CHICAGO (GenomeWeb) – While the Connectivity Map, a collection of gene expression data from perturbed cells, has been a useful resource for drug discovery and genome-wide association studies since its beginnings in 2006, it had not fully kept up with the times.
"The way we showed in the original Connectivity Map paper [from September 2006] is to measure mRNA gene expression profiles," noted Todd Golub, chief scientific officer and director of the cancer program at the Broad Institute. "It's very information-rich, but it's very high-cost, so therefore, it doesn't really scale to a genome scale kind of effort, even 11 years later. It's cost-prohibitive," Golub said. "What you need is a way to do it cheaper."
An update to CMap, led by Golub on behalf of the National Institutes of Health's Library of Integrated Network-Based Cellular Signatures (LINCS) Consortium, addresses this issue. Golub, a pediatrician who serves as the Charles A. Dana Investigator in Human Cancer Genetics at Dana-Farber Cancer Institute in Boston, noted that it usually is unnecessary to identify every RNA transcript in a given cell.
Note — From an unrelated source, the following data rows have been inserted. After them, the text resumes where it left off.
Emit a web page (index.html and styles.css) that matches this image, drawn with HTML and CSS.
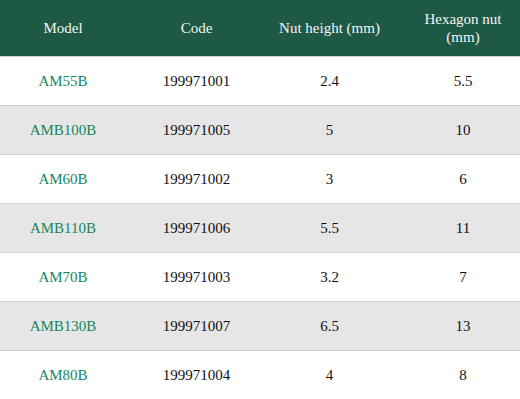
FILE: index.html
```html
<!DOCTYPE html>
<html>
<head>
<meta charset="utf-8">
<link rel="stylesheet" href="styles.css">
</head>
<body>
<table class="spec">
  <colgroup>
    <col class="c1"><col class="c2"><col class="c3"><col class="c4">
  </colgroup>
  <thead>
    <tr><th class="first">Model</th><th>Code</th><th>Nut height (mm)</th><th class="last">Hexagon nut (mm)</th></tr>
  </thead>
  <tbody>
    <tr><td class="first model">AM55B</td><td>199971001</td><td>2.4</td><td class="last">5.5</td></tr>
    <tr><td class="first model">AMB100B</td><td>199971005</td><td>5</td><td class="last">10</td></tr>
    <tr><td class="first model">AM60B</td><td>199971002</td><td>3</td><td class="last">6</td></tr>
    <tr><td class="first model">AMB110B</td><td>199971006</td><td>5.5</td><td class="last">11</td></tr>
    <tr><td class="first model">AM70B</td><td>199971003</td><td>3.2</td><td class="last">7</td></tr>
    <tr><td class="first model">AMB130B</td><td>199971007</td><td>6.5</td><td class="last">13</td></tr>
    <tr><td class="first model">AM80B</td><td>199971004</td><td>4</td><td class="last">8</td></tr>
  </tbody>
</table>
</body>
</html>
```
FILE: styles.css
```css
html, body {
  margin: 0;
  padding: 0;
  background: #ffffff;
}
body {
  font-family: "Liberation Serif", "Times New Roman", serif;
  font-size: 15px;
  color: #111111;
  overflow: hidden;
}
.spec {
  width: 520px;
  border-collapse: collapse;
  table-layout: fixed;
  font-family: "Liberation Serif", "Times New Roman", serif;
}
.c1 { width: 130px; }
.c2 { width: 133px; }
.c3 { width: 133px; }
.c4 { width: 124px; }
.spec th {
  background: #1e5945;
  color: #f4f4f4;
  font-weight: normal;
  height: 56px;
  line-height: 18px;
  padding: 0 10px;
  text-align: center;
  vertical-align: middle;
  box-sizing: border-box;
}
.spec td {
  height: 49px;
  box-sizing: border-box;
  border-top: 1px solid #cfcfcf;
  padding: 0 10px;
  text-align: center;
  vertical-align: middle;
  line-height: 18px;
}
.spec tbody tr:nth-child(even) td {
  background: #e6e6e6;
}
.spec .first {
  padding-left: 6px;
  padding-right: 10px;
}
.spec .last {
  padding-left: 16px;
  padding-right: 6px;
}
.spec .model {
  color: #13885f;
}
```
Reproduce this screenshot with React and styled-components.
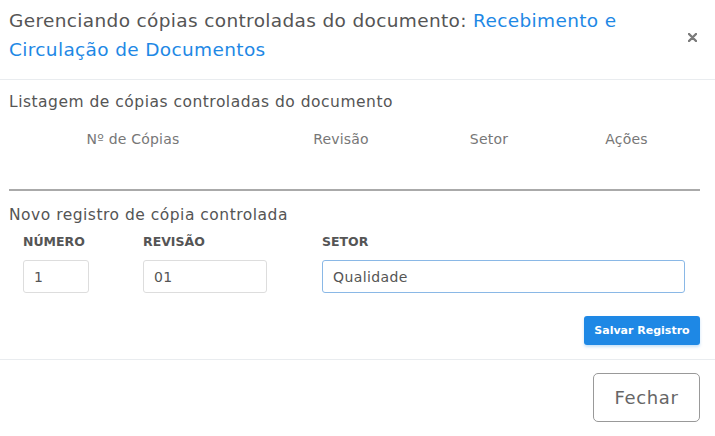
import React from 'react';
import styled, { createGlobalStyle } from 'styled-components';

const GlobalStyle = createGlobalStyle`
  html, body {
    margin: 0;
    padding: 0;
    background: #fff;
  }
  body {
    font-family: 'DejaVu Sans', 'Noto Sans', sans-serif;
    color: #555;
  }
`;

const App = () => {
  return (
    <Modal>
      <GlobalStyle />
      <Header>
        <Title>
          Gerenciando cópias controladas do documento: <Link>Recebimento e</Link>
          <br />
          <Link>Circulação de Documentos</Link>
        </Title>
        <Close aria-label="close">
          <svg width="9" height="9" viewBox="0 0 9 9">
            <path d="M1 1 L8 8 M8 1 L1 8" stroke="#7a7a7a" strokeWidth="2.4" strokeLinecap="round" />
          </svg>
        </Close>
      </Header>
      <Body>
        <SectionTitle>Listagem de cópias controladas do documento</SectionTitle>
        <TableHead>
          <Th>Nº de Cópias</Th>
          <Th>Revisão</Th>
          <Th>Setor</Th>
          <Th>Ações</Th>
        </TableHead>
        <SectionTitle>Novo registro de cópia controlada</SectionTitle>
        <FormRow>
          <Field>
            <Label>Número</Label>
            <Input defaultValue="1" />
          </Field>
          <Field>
            <Label>Revisão</Label>
            <Input defaultValue="01" />
          </Field>
          <Field>
            <Label>Setor</Label>
            <Input defaultValue="Qualidade" $focused />
          </Field>
        </FormRow>
        <Actions>
          <SaveButton>Salvar Registro</SaveButton>
        </Actions>
      </Body>
      <Footer>
        <CloseButton>Fechar</CloseButton>
      </Footer>
    </Modal>
  );
};

const Modal = styled.div`
  width: 715px;
  min-height: 436px;
  background: #fff;
`;

const Header = styled.div`
  display: flex;
  align-items: center;
  justify-content: space-between;
  padding: 6px 18px 15px 9px;
  border-bottom: 1px solid #e9ecef;
`;

const Title = styled.h4`
  margin: 0;
  font-size: 18.5px;
  font-weight: 400;
  line-height: 29px;
  color: #555;
  letter-spacing: 0.35px;
`;

const Link = styled.span`
  color: #1e88e5;
`;

const Close = styled.span`
  display: flex;
  margin-top: 4px;
`;

const Body = styled.div`
  padding: 11px 15px 14px 9px;
`;

const SectionTitle = styled.div`
  font-size: 15.5px;
  line-height: 22px;
  letter-spacing: 0.5px;
  color: #555;
`;

const TableHead = styled.div`
  display: grid;
  grid-template-columns: 248px 168px 128px 1fr;
  width: 691px;
  height: 76px;
  margin-bottom: 13px;
  border-bottom: 2px solid #aaa;
`;

const Th = styled.div`
  text-align: center;
  font-size: 14px;
  letter-spacing: 0.2px;
  color: #777;
  padding-top: 18px;
`;

const FormRow = styled.div`
  display: grid;
  grid-template-columns: 66px 124px 364px;
  column-gap: 54px;
  padding-left: 14px;
  margin-top: 6px;
`;

const Field = styled.div`
  display: flex;
  flex-direction: column;
  &:nth-child(3) {
    margin-left: 1px;
  }
`;

const Label = styled.label`
  font-size: 12.5px;
  font-weight: 700;
  text-transform: uppercase;
  color: #555;
  line-height: 20px;
  margin-bottom: 8px;
`;

const Input = styled.input`
  box-sizing: border-box;
  height: 33px;
  width: 100%;
  padding: 0 10px;
  font-family: inherit;
  font-size: 14px;
  letter-spacing: 0.4px;
  color: #555;
  border-radius: 3px;
  outline: none;
  border: 1px solid ${(props) => (props.$focused ? '#8ab8e6' : '#ddd')};
`;

const Actions = styled.div`
  display: flex;
  justify-content: flex-end;
  margin-top: 23px;
`;

const SaveButton = styled.button`
  font-family: inherit;
  font-size: 11px;
  font-weight: 700;
  color: #fff;
  background: #1e88e5;
  border: none;
  border-radius: 3px;
  height: 29px;
  width: 116px;
  padding: 0;
  box-shadow: 0 2px 3px rgba(30, 136, 229, 0.25);
`;

const Footer = styled.div`
  display: flex;
  justify-content: flex-end;
  padding: 13px 15px 13px;
  border-top: 1px solid #e9ecef;
`;

const CloseButton = styled.button`
  font-family: inherit;
  font-size: 18px;
  letter-spacing: 0.6px;
  color: #666;
  background: #fff;
  border: 1px solid #999;
  border-radius: 5px;
  width: 107px;
  height: 49px;
`;

export default App;
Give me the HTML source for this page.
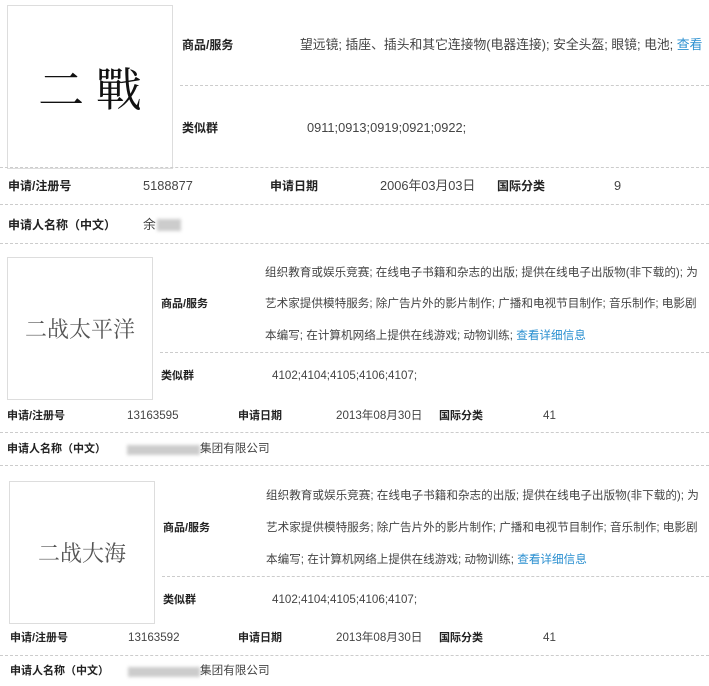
<!DOCTYPE html>
<html><head><meta charset="utf-8"><style>
body{margin:0;width:709px;height:686px;background:#fff;position:relative;overflow:hidden;font-family:"Liberation Sans","Noto Sans CJK SC",sans-serif;color:#444}
.a{position:absolute;white-space:nowrap;line-height:1}
.b{font-weight:bold;color:#222}
.s{font-size:11.6px}
.m{font-size:12.8px}
.b.s{font-size:11px}
.b.m{font-size:12px}
.box{position:absolute;border:1px solid #ddd;background:#fff;display:flex;align-items:center;justify-content:center;color:#333}
.d{position:absolute;height:0;border-top:1px dashed #ccc}
.blue{color:#2a8fd0}
.blur{position:absolute;background:#ccc;height:10px;filter:blur(1.5px)}
</style></head><body>
<div class="box" style="left:7px;top:5px;width:164px;height:162px;font-family:'Noto Serif CJK SC',serif;font-size:46px;color:#111">二&nbsp;戰</div>
<div class="a b m" style="left:182px;top:39px">商品/服务</div>
<div class="a m" style="left:300px;top:39px">望远镜; 插座、插头和其它连接物(电器连接); 安全头盔; 眼镜; 电池; <span class="blue">查看</span></div>
<div class="d" style="left:180px;top:85px;width:529px"></div>
<div class="a b m" style="left:182px;top:122px">类似群</div>
<div class="a m" style="left:307px;top:122px">0911;0913;0919;0921;0922;</div>
<div class="d" style="left:0;top:167px;width:709px"></div>
<div class="a b m" style="left:8px;top:180px">申请/注册号</div>
<div class="a m" style="left:143px;top:180px">5188877</div>
<div class="a b m" style="left:270px;top:180px">申请日期</div>
<div class="a m" style="left:380px;top:180px">2006年03月03日</div>
<div class="a b m" style="left:497px;top:180px">国际分类</div>
<div class="a m" style="left:614px;top:180px">9</div>
<div class="d" style="left:0;top:204px;width:709px"></div>
<div class="a b m" style="left:8px;top:219px">申请人名称（中文）</div>
<div class="a m" style="left:143px;top:219px">余</div>
<div class="blur" style="left:157px;top:219px;width:24px;height:12px"></div>
<div class="d" style="left:0;top:243px;width:709px"></div>

<div class="box" style="left:7px;top:257px;width:144px;height:141px;font-family:'Noto Serif CJK SC',serif;font-size:22px;color:#555">二战太平洋</div>
<div class="a s" style="left:265px;top:267px">组织教育或娱乐竞赛; 在线电子书籍和杂志的出版; 提供在线电子出版物(非下载的); 为</div>
<div class="a b s" style="left:161px;top:299px">商品/服务</div>
<div class="a s" style="left:265px;top:298px">艺术家提供模特服务; 除广告片外的影片制作; 广播和电视节目制作; 音乐制作; 电影剧</div>
<div class="a s" style="left:265px;top:330px">本编写; 在计算机网络上提供在线游戏; 动物训练; <span class="blue">查看详细信息</span></div>
<div class="d" style="left:160px;top:352px;width:549px"></div>
<div class="a b s" style="left:161px;top:371px">类似群</div>
<div class="a s" style="left:272px;top:370px">4102;4104;4105;4106;4107;</div>
<div class="a b s" style="left:7px;top:411px">申请/注册号</div>
<div class="a s" style="left:127px;top:410px">13163595</div>
<div class="a b s" style="left:238px;top:411px">申请日期</div>
<div class="a s" style="left:336px;top:410px">2013年08月30日</div>
<div class="a b s" style="left:439px;top:411px">国际分类</div>
<div class="a s" style="left:543px;top:410px">41</div>
<div class="d" style="left:0;top:432px;width:709px"></div>
<div class="a b s" style="left:7px;top:444px">申请人名称（中文）</div>
<div class="blur" style="left:127px;top:445px;width:73px"></div>
<div class="a s" style="left:200px;top:443px">集团有限公司</div>
<div class="d" style="left:0;top:465px;width:709px"></div>

<div class="box" style="left:9px;top:481px;width:144px;height:141px;font-family:'Noto Serif CJK SC',serif;font-size:22px;color:#555">二战大海</div>
<div class="a s" style="left:266px;top:490px">组织教育或娱乐竞赛; 在线电子书籍和杂志的出版; 提供在线电子出版物(非下载的); 为</div>
<div class="a b s" style="left:163px;top:523px">商品/服务</div>
<div class="a s" style="left:266px;top:522px">艺术家提供模特服务; 除广告片外的影片制作; 广播和电视节目制作; 音乐制作; 电影剧</div>
<div class="a s" style="left:266px;top:554px">本编写; 在计算机网络上提供在线游戏; 动物训练; <span class="blue">查看详细信息</span></div>
<div class="d" style="left:162px;top:576px;width:547px"></div>
<div class="a b s" style="left:163px;top:595px">类似群</div>
<div class="a s" style="left:272px;top:594px">4102;4104;4105;4106;4107;</div>
<div class="a b s" style="left:10px;top:633px">申请/注册号</div>
<div class="a s" style="left:128px;top:632px">13163592</div>
<div class="a b s" style="left:238px;top:633px">申请日期</div>
<div class="a s" style="left:336px;top:632px">2013年08月30日</div>
<div class="a b s" style="left:439px;top:633px">国际分类</div>
<div class="a s" style="left:543px;top:632px">41</div>
<div class="d" style="left:0;top:655px;width:709px"></div>
<div class="a b s" style="left:10px;top:666px">申请人名称（中文）</div>
<div class="blur" style="left:128px;top:667px;width:72px"></div>
<div class="a s" style="left:200px;top:665px">集团有限公司</div>
</body></html>
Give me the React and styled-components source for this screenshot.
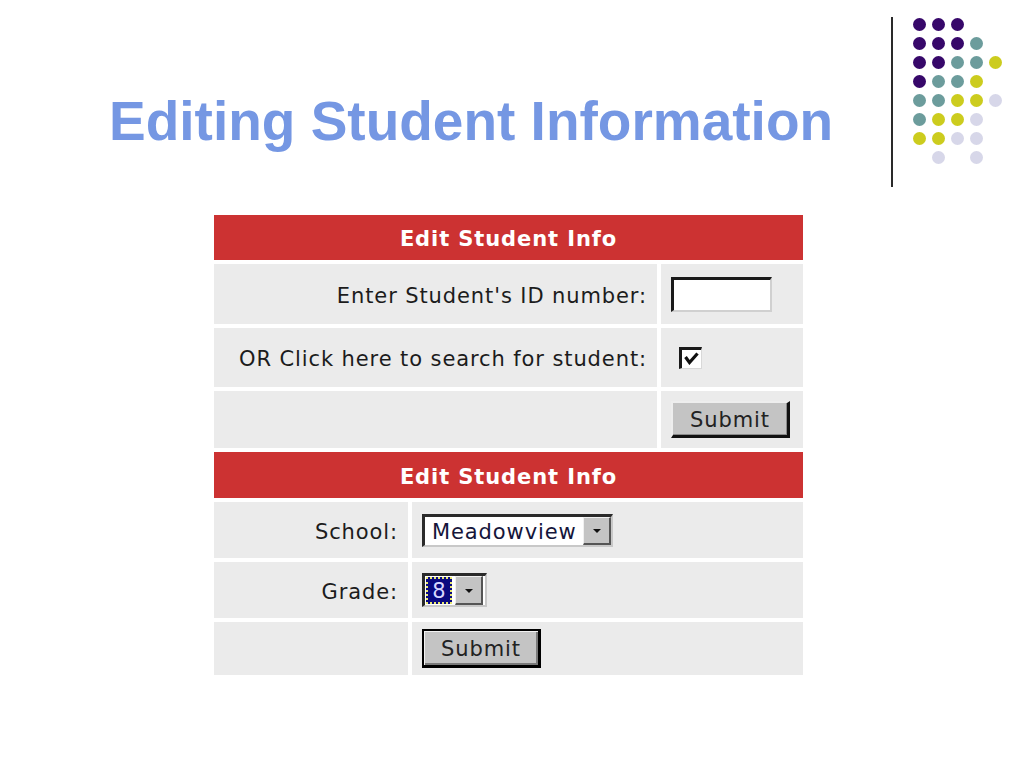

"Maybe we could identify a subset of the transcripts. If we measured that subset, maybe we could computationally infer the expression levels of all the transcripts we didn't actually measure. If that worked, then all we would have to do is figure out a method to develop a subset of the transcriptome and be able to do that at low cost and we would be all set," Golub said.
Broad ran some computational analyses to answer the question of "dimensionality reduction" — whether it was possible to maintain most of the information from a transcriptome by measuring a small subset of the full data set — by using the publicly accessible Gene Expression Omnibus data repository.
A paper published in the journal Cell last month showed that it was possible. By analyzing 1,000 "landmark" transcripts from the approximately 20,000 in the full RNA transcriptome, Golub and his research team were able to recover 82 percent of the information contained in the complete data set.
"Throw away 95 percent of the data but retain 80 percent of the information content?" Golub said. "That's a pretty good trade-off."
For the study, the Broad researchers generated data with a new laboratory platform called L1000 — so named because it helped the Cambridge, Massachusetts-based institute expand CMap by more than 1,000 times — which uses Luminex beads for low-cost measurement. Indeed, L1000 helped the Broad create more than 1.3 million profiles.
"Now we have a very low-cost, very high-throughput method to measure 1,000 RNAs in a single well of a 384-well plate, from which we can computationally say, 'Well, we only measured 1,000, but can we computationally predict the expression of all the transcripts we didn't actually measure would actually be?' It turns out, that works pretty well — not perfectly, but pretty well," Golub said.
This method, which had been in the works for close to seven years, afforded the Broad the opportunity to ramp up its data generation with far more gene perturbations and cell types than had previously been possible. "That's what this next generation of the Connectivity Map is all about," Golub explained.
According to Golub, L1000 "makes it possible to generate gene expression profiles at a scale and cost that make large-scale data collection feasible in a way that wasn't imaginable when we launched the CMap concept." It is designed to be compatible with RNA-seq, not a replacement or alternative.
"I think if you had a patient sample that you cared very deeply about, then spending a few hundred dollars for a really high-quality, very deep RNA sequencing analysis makes a lot of sense. If you wanted to profile 100,000 things, that becomes a big experiment. That's where L1000 can be useful," Golub said.
"Importantly, we've also shown that one can integrate RNA-seq profiles with L1000 profiles and relate them to each other. That's an important concept to Connectivity Map."
LINCS has publicly released the L1000 blueprint, companion computing code, and data sets generated for CMap to the open-source community.
"[We used] the data to understand, for example, the mechanism of action of drugs and chemical compounds based on the gene expression changes," Golub said. "We do a decent job of figuring that out using our algorithms, but by making the data available we hope that others will do even better, and that will be better for the whole field as well."
As the community digests the findings and the technology, Golub is pushing ahead with new experiments.
"Our initial computational approaches use reasonable but standard approaches to pattern recognition," he noted. "The obvious next step is to apply emerging machine-learning approaches to the data." That is exactly what his team at the Broad has started doing.
Golub has wider aspirations for the application of CMap as well.
"Most of the data that we've generated has been in cancer cell lines, and we're interested in expanding that to non-cancer cell types," he said. Plus, he added, the genetic perturbations the Broad studied mostly relied on RNA interference. "We plan to increase the amount of data that is generated from genetic perturbations using CRISPR," Golub said.
"We're committed to, in particular, developing tools that would support biologists' use of the data in their everyday research, which means investing in data and result visualization approaches," Golub continued. "We want biologists to be able to follow their nose as they see initial results and anticipate what they are going to want to ask next of the data and to have software that allows them to do that without being computationally sophisticated themselves."